Design of La2−xPrxNiO4+δ SOFC cathodes: a compromise between electrochemical performance and thermodynamic stability

Abstract

Architecturally designed La_2−xPr_xNiO_4+δ (with x = 0, 0.5, 1 and 2) cathodes on the Ce_0.9Gd_0.1O_2−δ (CGO) electrolyte have been prepared with a view to take advantage of the complimentary properties of the two extreme compositions La₂NiO_4+δ and Pr₂NiO_4+δ, i.e. the superior stability of La₂NiO_4+δ and the higher electronic conductivity of Pr₂NiO_4+δ. The design consists of stacking of two layers starting with a 3D tree-like microstructure (∼20 μm thick) over a thin dense base layer (∼100 nm) fabricated in one step by electrostatic spray deposition (ESD) and then topped by using a screen-printed (SP) current collecting layer of the same composition. X-ray diffraction confirms the formation of a complete solid solution crystallizing in a single phase orthorhombic structure with the Fmmm space group.
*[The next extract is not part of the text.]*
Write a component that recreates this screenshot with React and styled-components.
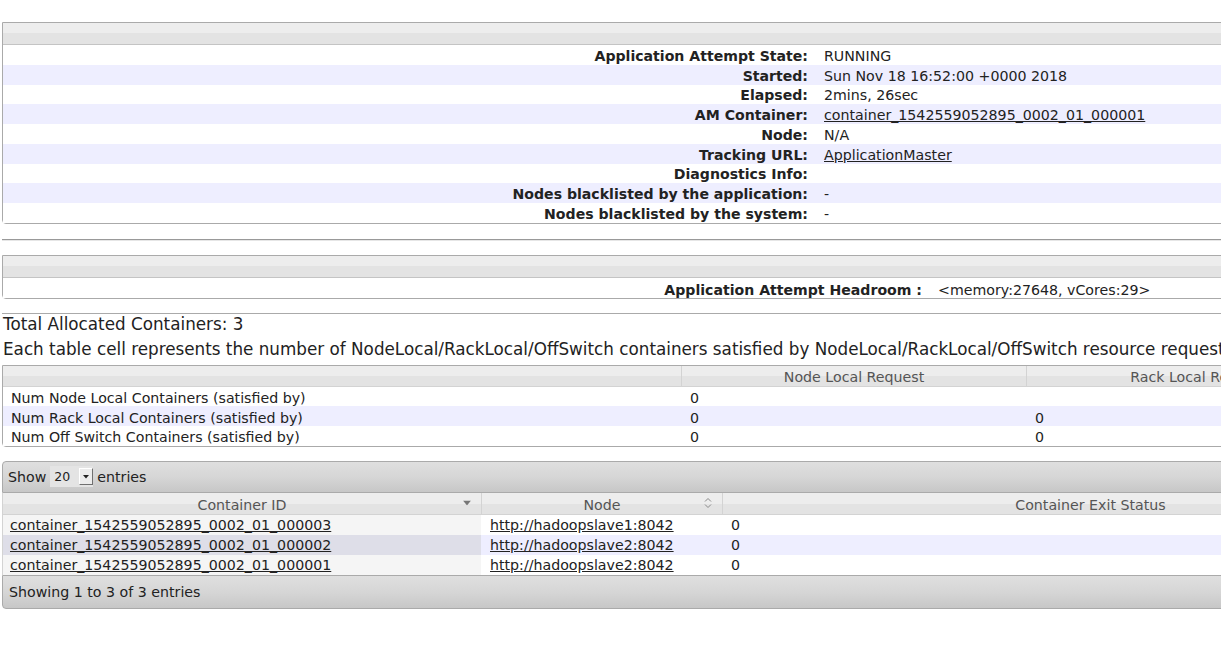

The thermodynamic stability and polarisation resistance (R_pol) decrease by increasing the Pr content. Among the complete La_2−xPr_xNiO_4+δ solid solutions, LaPrNiO_4+δ shows the best compromise between electrochemical properties (the lowest R_pol value available in the literature for this composition, 0.12 Ω cm² at 600 °C) and thermodynamic stability in air. Moreover, an anode supported single cell (Ni-3YSZ/Ni-8YSZ/8YSZ/CGO) including the LaPrNiO_4+δ double layer electrode shows a maximum power density of 438 mW cm⁻² at 700 °C.